Robert Masters said, “We are a nice town of nice people. A quiet community. Now is not the time to make waves. Let’s stay out of it.”

The fact that municipalities who opt out now can opt in later, but not the other way around, was a factor in forming people’s opinions.

“That’s truly scary,” said Andy Hue. 

Many unknowns about how cannabis retail would be integrated into existing commercial zones, the lack of local input and a short 15-day window for commenting on licence approvals gave residents more reasons to opt out at this time and see how rules and regulations shake out. 

“At first I thought it was hypocritical to opt out,” said Bob Charlton. “But I do support the motion because we don’t know enough about it… If we were able to accept the conditions for which a store were to operate, we could opt in.”

Immediately following the public consultation session, council members weighed in with their thoughts. 

Every one of them voted to opt out, with the exception of Ed Christie.

Doug McKechnie, acknowledging this is council’s first controversial decision of its new term, said he was going back and forth on the issue day-by-day, and sometimes hour-by-hour. 

“It will be coming to Clearview. This is an opportunity for us to try our best to control it,” said McKechnie. “This is a point to step back and learn from mistakes.”

Connie Leishman, councillor for Ward 6, where Peace Naturals is located, said, “I think we should sit down with our growers and maybe they can walk us through this… Hopefully they can help us through this if we do eventually opt in… The rules and regulations are going to change so much. Let’s wait until the dust settles.” 

Thom Paterson raised the issue of health concerns saying the municipality should work closely with the Simcoe Muskoka District Health Unit to better protect residents. 

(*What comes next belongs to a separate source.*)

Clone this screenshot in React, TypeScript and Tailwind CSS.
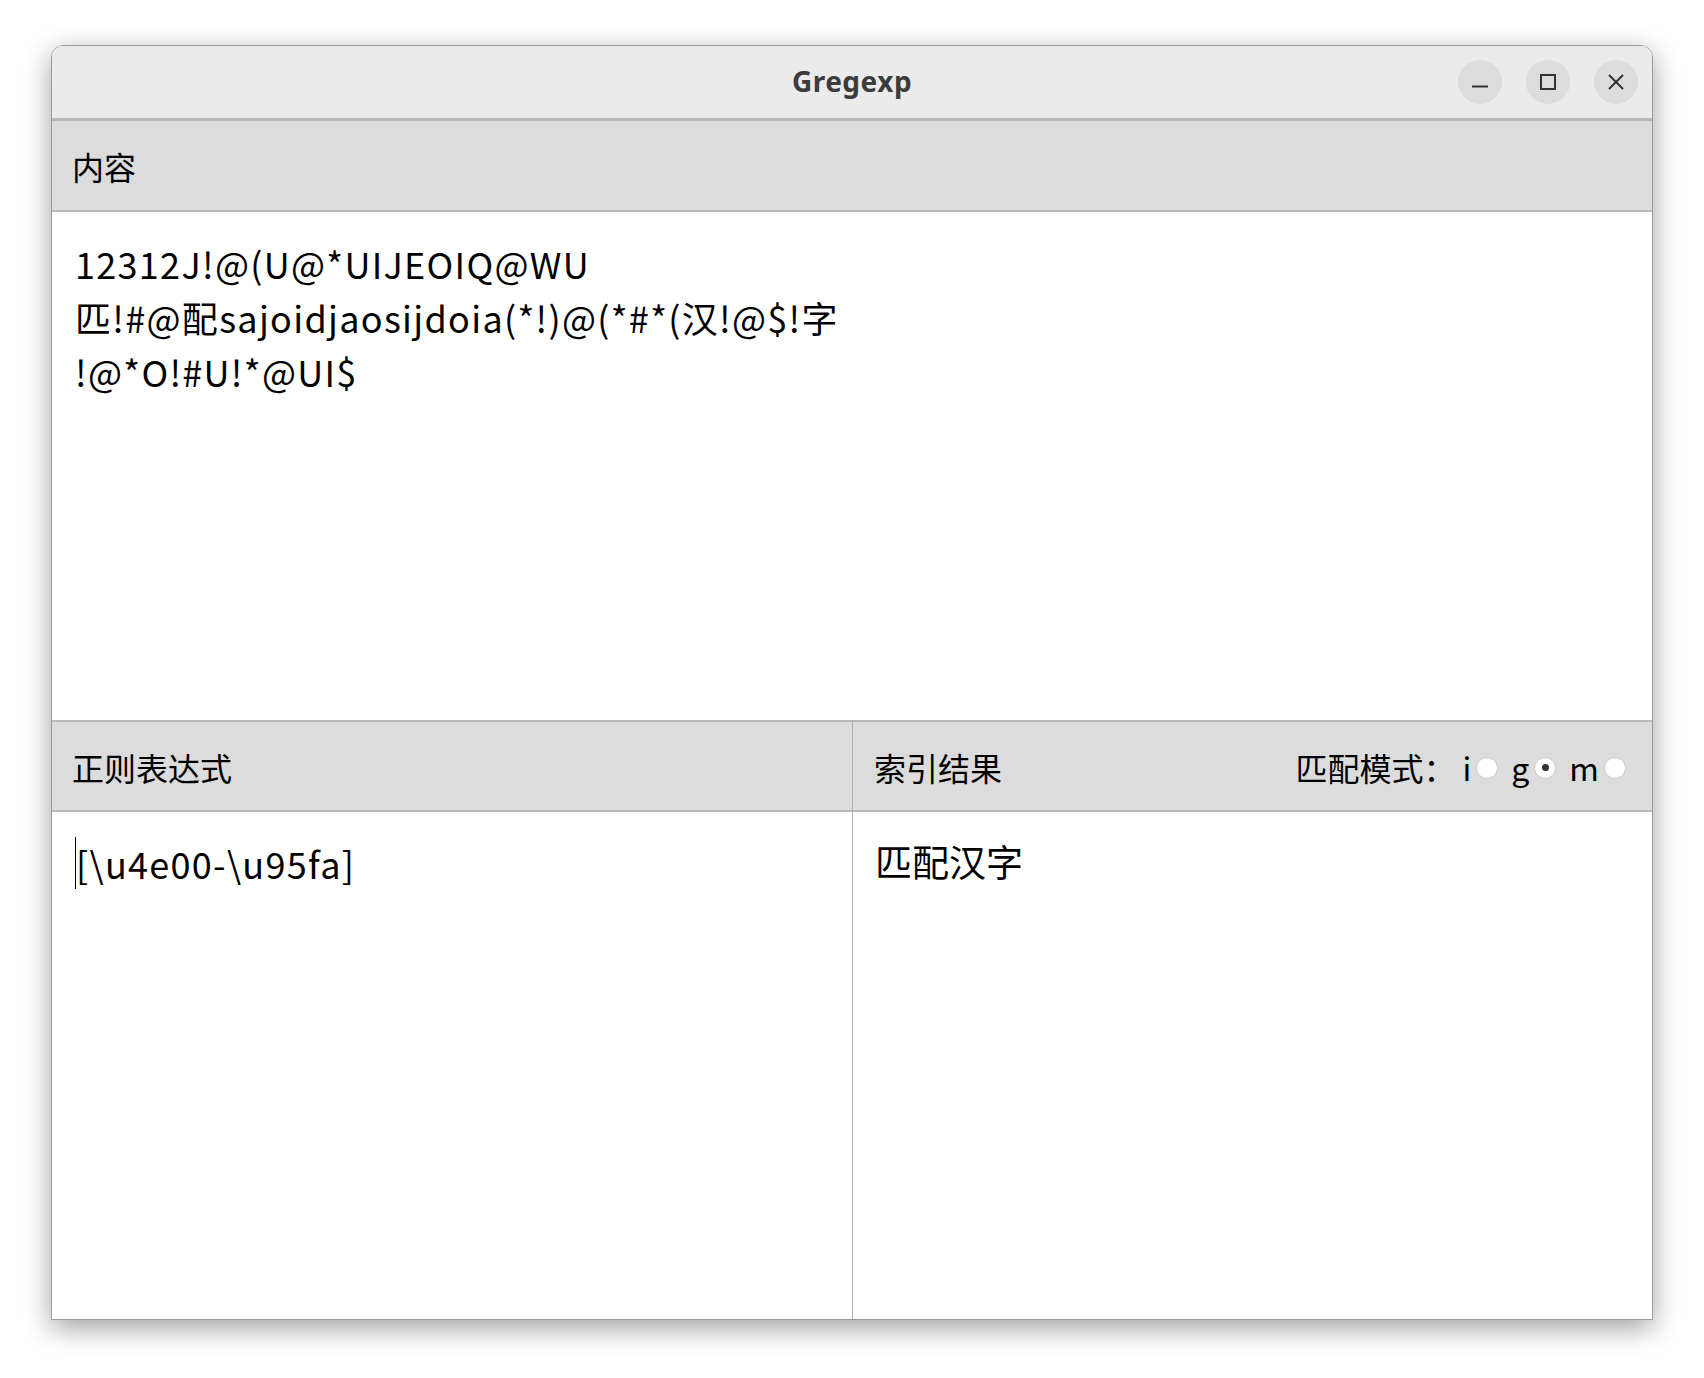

“The public should understand that we have virtually no control,” said Paterson… “I’m sorry to be, I am suspicious of our provincial government in this regard. I am not in favour now and not ever.”

John Lamers and John Broderick echoed concerns about the timing and the roll out with Lamers saying, “We have a lot of work ahead of us and we have time to look at it.”

“The way this has been rolled out comes across as heavy handed,” said Broderick. “That there is no way to opt out really sticks in my craw. Our hands will be tied far too tightly.”

“We are all saying the same thing here,” said Barry Burton before Christie identified himself as the “odd man out.” 

Christie was the only councillor to vote to opt in, saying cannabis is already available through the online store and he has faith in the system, with the Alcohol and Gaming Commission of Ontario handing the licensing. 

“It would be our responsibility to opt in,” said Christie, adding that it is legal and businesses will have the right to attempt to get into the market. He said opting out could eventally lead to a legal challenge. 

Measures also spoke in support of opting out before calling for a recorded vote, at McKechnie’s suggestion. 

CAO Steve Sage assured council that township staff would inform the province the next day of their decision to opt out, well within the appointed timeframe and before the Jan. 22 deadline.